If Swinley Forest was Harry Colt’s “least bad course” by his own judgment then Utrecht de Pan can not have been far behind. It is a course that would fit comfortably into a GB&I top 25, yet few golfers have even heard of it. The character is pure heathland – bouncy fairways, springy heather, firm greens. The name of the opening two holes give accurate and enticing hints of what to expect: the 1st is ‘Zandverstuiving’, which translates to English as sand drift; and the 2nd is ‘Pijpestrootje’ – which means purple moor grass, or to us, heather. At the 13th comes ‘Grove Den’, or Scots Pine.

Sand, heather and pines – plus ice age residues that formed a sandy ridge – and the nous of Colt unsurprisingly add up to a course we rank as the second best in Continental Europe.

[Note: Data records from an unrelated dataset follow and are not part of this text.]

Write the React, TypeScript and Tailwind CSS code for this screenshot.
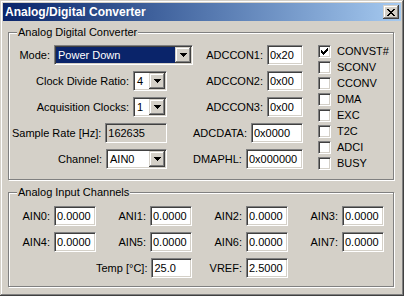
import * as React from "react";

// Win2000 bevels
const sunken =
  "border border-t-[#808080] border-l-[#808080] border-b-white border-r-white shadow-[inset_1px_1px_0_#404040,inset_-1px_-1px_0_#d4d0c8]";
const raised =
  "shadow-[inset_-1px_-1px_0_#404040,inset_1px_1px_0_#d4d0c8,inset_-2px_-2px_0_#808080,inset_2px_2px_0_#fff]";
const group =
  "border border-[#808080] shadow-[inset_1px_1px_0_#fff,1px_1px_0_#fff] ml-[5px] w-[386px] min-w-0 p-0";

function Field({ value, w, gray }: { value: string; w: string; gray?: boolean }) {
  return (
    <div
      className={`h-[20px] ${w} ${sunken} ${gray ? "bg-[#d4d0c8]" : "bg-white"} flex items-center pl-[2px] leading-none whitespace-nowrap`}
    >
      {value}
    </div>
  );
}

function Combo({ value, w, selected }: { value: string; w: string; selected?: boolean }) {
  return (
    <div className={`h-[20px] ${w} ${sunken} bg-white flex p-[1px]`}>
      <div
        className={`flex-1 flex items-center pl-[2px] leading-none ${selected ? "bg-[#0a246a] text-white" : ""}`}
      >
        {value}
      </div>
      <div className={`w-[16px] bg-[#d4d0c8] ${raised} flex items-center justify-center`}>
        <svg width="7" height="4" viewBox="0 0 7 4" shapeRendering="crispEdges">
          <path d="M0 0h7v1H0zM1 1h5v1H1zM2 2h3v1H2zM3 3h1v1H3z" fill="#000" />
        </svg>
      </div>
    </div>
  );
}

function Check({ label, checked }: { label: string; checked?: boolean }) {
  return (
    <div className="flex items-start h-[16px]">
      <div className={`w-[13px] h-[13px] bg-white ${sunken} flex items-center justify-center`}>
        {checked && (
          <svg width="7" height="7" viewBox="0 0 7 7" shapeRendering="crispEdges">
            <path
              d="M0 2h1v3H0zM1 3h1v3H1zM2 4h1v3H2zM3 3h1v3H3zM4 2h1v3H4zM5 1h1v3H5zM6 0h1v3H6z"
              fill="#000"
            />
          </svg>
        )}
      </div>
      <span className="ml-[6px] leading-[13px]">{label}</span>
    </div>
  );
}

function Row({ label, children, pad }: { label: string; children: React.ReactNode; pad?: string }) {
  return (
    <div className={`h-[20px] flex items-center justify-end gap-[4px] ${pad ?? ""}`}>
      <span className="whitespace-nowrap">{label}</span>
      {children}
    </div>
  );
}

function Cell({ label, value, w }: { label?: string; value?: string; w: string }) {
  return (
    <div className={`${w} h-[20px] flex items-center justify-end gap-[4px]`}>
      {label && <span className="whitespace-nowrap">{label}</span>}
      {value && <Field value={value} w="w-[42px]" />}
    </div>
  );
}

export default function App() {
  const bits = [
    { name: "CONVST#", on: true },
    { name: "SCONV" },
    { name: "CCONV" },
    { name: "DMA" },
    { name: "EXC" },
    { name: "T2C" },
    { name: "ADCI" },
    { name: "BUSY" },
  ];

  return (
    <div
      className={`w-[404px] h-[296px] bg-[#d4d0c8] p-[3px] text-[11px] text-black font-['Liberation_Sans',Arial,sans-serif] shadow-[inset_-1px_-1px_0_#404040,inset_1px_1px_0_#d4d0c8,inset_-2px_-2px_0_#808080,inset_2px_2px_0_#fff] overflow-hidden`}
    >
      {/* title bar */}
      <div className="h-[18px] flex items-center justify-between bg-gradient-to-r from-[#0a246a] to-[#a6caf0] pl-[2px] pr-[2px]">
        <span className="text-white font-bold text-[12px] leading-none">Analog/Digital Converter</span>
        <button className={`w-[16px] h-[14px] bg-[#d4d0c8] ${raised} flex items-center justify-center`}>
          <svg width="8" height="7" viewBox="0 0 8 7" shapeRendering="crispEdges">
            <path
              d="M0 0h2v1H0zM6 0h2v1H6zM1 1h2v1H1zM5 1h2v1H5zM2 2h4v1H2zM3 3h2v1H3zM2 4h4v1H2zM1 5h2v1H1zM5 5h2v1H5zM0 6h2v1H0zM6 6h2v1H6z"
              fill="#000"
            />
          </svg>
        </button>
      </div>

      <fieldset className={`${group} mt-[5px] h-[154px]`}>
        <legend className="ml-[8px] px-[1px] leading-[13px] bg-[#d4d0c8]">Analog Digital Converter</legend>
        <div className="flex pt-[6px] pl-[3px]">
          <div className="w-[181px] flex flex-col gap-[6px]">
            <Row label="Mode:">
              <Combo value="Power Down" w="w-[139px]" selected />
            </Row>
            <Row label="Clock Divide Ratio:" pad="pr-[26px]">
              <Combo value="4" w="w-[34px]" />
            </Row>
            <Row label="Acquisition Clocks:" pad="pr-[26px]">
              <Combo value="1" w="w-[34px]" />
            </Row>
            <Row label="Sample Rate [Hz]:" pad="pr-[26px]">
              <Field value="162635" w="w-[62px]" gray />
            </Row>
            <Row label="Channel:" pad="pr-[26px]">
              <Combo value="AIN0" w="w-[61px]" />
            </Row>
          </div>
          <div className="w-[110px] flex flex-col gap-[6px]">
            <Row label="ADCCON1:">
              <Field value="0x20" w="w-[36px]" />
            </Row>
            <Row label="ADCCON2:">
              <Field value="0x00" w="w-[36px]" />
            </Row>
            <Row label="ADCCON3:">
              <Field value="0x00" w="w-[36px]" />
            </Row>
            <Row label="ADCDATA:">
              <Field value="0x0000" w="w-[53px]" />
            </Row>
            <Row label="DMAPHL:">
              <Field value="0x000000" w="w-[69px]" />
            </Row>
          </div>
          <div className="ml-[15px] flex flex-col">
            {bits.map((b) => (
              <Check key={b.name} label={b.name} checked={b.on} />
            ))}
          </div>
        </div>
      </fieldset>

      <fieldset className={`${group} mt-[6px] h-[101px]`}>
        <legend className="ml-[8px] px-[1px] leading-[13px] bg-[#d4d0c8]">Analog Input Channels</legend>
        <div className="flex flex-col gap-[6px] pt-[7px]">
          <div className="flex">
            <Cell label="AIN0:" value="0.0000" w="w-[87px]" />
            <Cell label="ANI1:" value="0.0000" w="w-[96px]" />
            <Cell label="AIN2:" value="0.0000" w="w-[96px]" />
            <Cell label="AIN3:" value="0.0000" w="w-[96px]" />
          </div>
          <div className="flex">
            <Cell label="AIN4:" value="0.0000" w="w-[87px]" />
            <Cell label="AIN5:" value="0.0000" w="w-[96px]" />
            <Cell label="AIN6:" value="0.0000" w="w-[96px]" />
            <Cell label="AIN7:" value="0.0000" w="w-[96px]" />
          </div>
          <div className="flex">
            <Cell w="w-[87px]" />
            <Cell label="Temp [°C]:" value="25.0" w="w-[96px]" />
            <Cell label="VREF:" value="2.5000" w="w-[96px]" />
          </div>
        </div>
      </fieldset>
    </div>
  );
}
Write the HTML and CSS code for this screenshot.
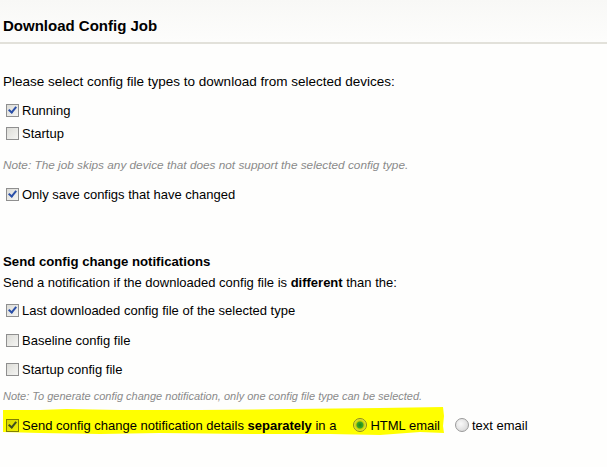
FILE: index.html
```html
<!DOCTYPE html>
<html>
<head>
<meta charset="utf-8">
<link rel="stylesheet" href="styles.css">
</head>
<body>
<div class="page">
  <div class="header"><h1 class="title">Download Config Job</h1></div>
  <div class="content">
    <p class="intro">Please select config file types to download from selected devices:</p>
    <div class="opt r1"><span class="cb checked"></span><span>Running</span></div>
    <div class="opt r2"><span class="cb"></span><span>Startup</span></div>
    <p class="note n1">Note: The job skips any device that does not support the selected config type.</p>
    <div class="opt r3"><span class="cb checked"></span><span>Only save configs that have changed</span></div>

    <h2 class="subhead">Send config change notifications</h2>
    <p class="intro2">Send a notification if the downloaded config file is <b>different</b> than the:</p>
    <div class="opt r4"><span class="cb checked"></span><span>Last downloaded config file of the selected type</span></div>
    <div class="opt r5"><span class="cb"></span><span>Baseline config file</span></div>
    <div class="opt r6"><span class="cb"></span><span>Startup config file</span></div>
    <p class="note n2">Note: To generate config change notification, only one config file type can be selected.</p>
    <div class="opt r7 hl-row">
      <svg class="hl" width="450" height="30" viewBox="0 0 450 30"><polygon points="3,4 40,4 66,3 120,4 200,4 290,3 380,2 443,1 444,10 443,20 444,27 420,26 380,29 330,28 250,28 160,27 100,28 40,27 3,26" fill="#ffff00"/></svg>
      <span class="cb checked hlcb"></span><span class="lbl">Send config change notification details <b>separately</b> in a</span>
      <span class="radio on"></span><span class="rlbl">HTML email</span>
      <span class="radio"></span><span class="rlbl">text email</span>
    </div>
  </div>
</div>
</body>
</html>
```
FILE: styles.css
```css
html, body { margin: 0; padding: 0; }
body {
  width: 607px; height: 467px; overflow: hidden;
  background: #fefefd;
  font-family: "Liberation Sans", Arial, sans-serif;
  font-size: 13px; color: #000;
}
.header {
  height: 42px;
  background: linear-gradient(#f8f8f6, #fdfdfc);
  border-bottom: 2px solid #e2e1da;
  display: flex; align-items: flex-end;
}
.title {
  margin: 0 0 7px 3px;
  font-size: 15px; font-weight: bold; line-height: 18px;
}
.content { padding-left: 3px; }
p, h2 { margin: 0; }
.intro { margin-top: 30px; line-height: 16px; font-size: 13.5px; }
.opt { display: flex; align-items: center; height: 16px; }
.r1 { margin-top: 12px; }
.r2 { margin-top: 7px; }
.n1 { margin-top: 17px; font-size: 11.8px; }
.r3 { margin-top: 14px; }
.subhead { margin-top: 52px; font-size: 13.2px; line-height: 16px; }
.intro2 { margin-top: 5px; line-height: 16px; }
.r4 { margin-top: 11px; }
.r5 { margin-top: 14px; }
.r6 { margin-top: 13px; }
.n2 { margin-top: 12px; font-size: 11px; }
.r7 { margin-top: 14px; }
.note {
  font-style: italic; color: #8a8a8a; line-height: 14px;
}
.cb {
  width: 11px; height: 11px; margin: 0 3px 0 3px;
  border: 1px solid #8f8f8f;
  background: linear-gradient(135deg, #dcdcd7, #f5f5f3);
  position: relative; flex: none;
}
.cb.checked::after {
  content: ""; position: absolute; left: 3px; top: 0px;
  width: 3px; height: 6px;
  border: solid #2a4fa8; border-width: 0 2px 2px 0;
  transform: rotate(40deg);
}
.hl-row { position: relative; }
.hl { position: absolute; left: -3px; top: -11px; z-index: -1; }
.cb.hlcb {
  border-color: #808000;
  background: linear-gradient(135deg, #d6d600, #f0f000);
}
.cb.hlcb::after { border-color: #3e4e20; }
.lbl { margin-right: 17px; }
.radio {
  width: 12px; height: 12px; border-radius: 50%;
  border: 1px solid #9a9a9a;
  background: radial-gradient(circle at 40% 40%, #fafafa, #d0d0d0);
  margin-right: 3px; flex: none; position: relative;
}
.radio.on {
  border-color: #8a8a20;
  background: radial-gradient(circle, #1e8a0c 0, #3aa52a 3px, #c8d000 4px, #e8ec40 6px);
}
.rlbl { margin-right: 15px; }
```
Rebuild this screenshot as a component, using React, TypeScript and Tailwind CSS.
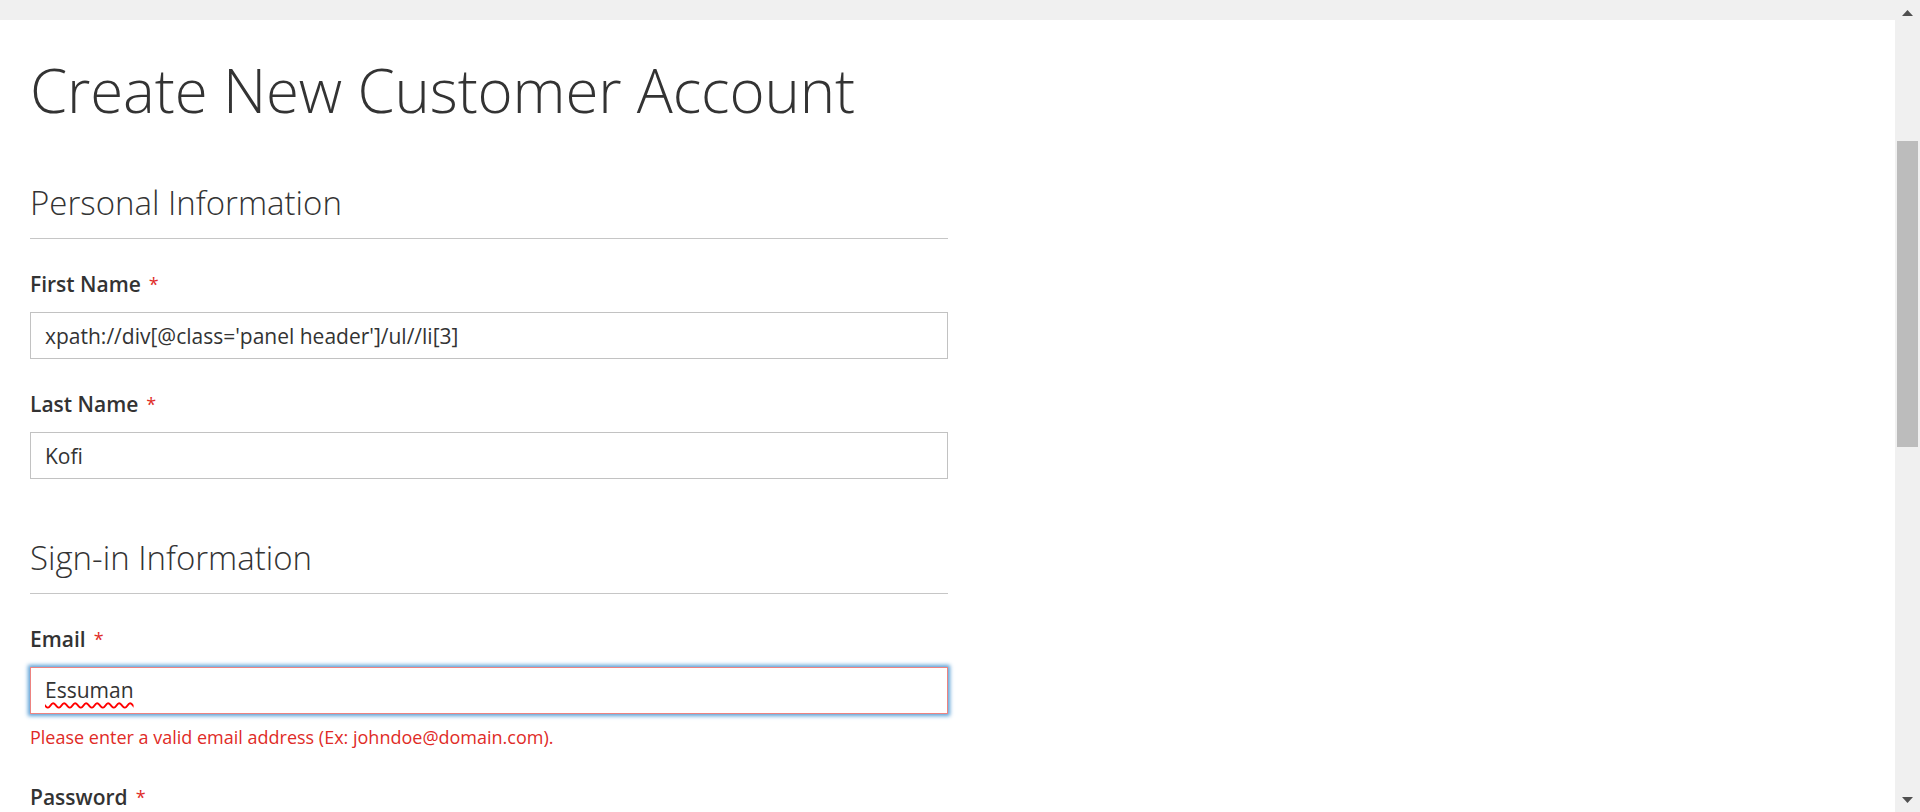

HS Colt did not routinely lay out modest courses, and he was prolific in the 1920s in the Netherlands, a collection known in the country as ‘The Old Nine’. They are: Utrecht de Pan, Eindhoven, Hilversumsche, Kennemer, Royal Hague, Noordwijkse, Broekpolder, Rosendaelsche and Toxandria – with the first five on the list all Colt’s work.

He initially laid out nine holes here but so well received were they, routed so masterfully among the woodland, that a second nine was soon added.

De Pan asks an abundance of strategic questions. Imperfect shots are always running out of fairway, towards bunkers and heather. Poor decision-making is fatal.

Guy Campbell, designer of West Sussex, Royal Cinque Ports and Prince’s, was one of those to play the first nine. This is his educated verdict: “All the players whose interest in the game extends beyond an unending and unequal contest with ‘par’ have at one time or another conjured a vision of their ideal inland course.

“A course that shall incorporate all the fine features of a links, but with the light and shade, the aromatic scents, and vistas and backgrounds of red-boled, green-headed pines.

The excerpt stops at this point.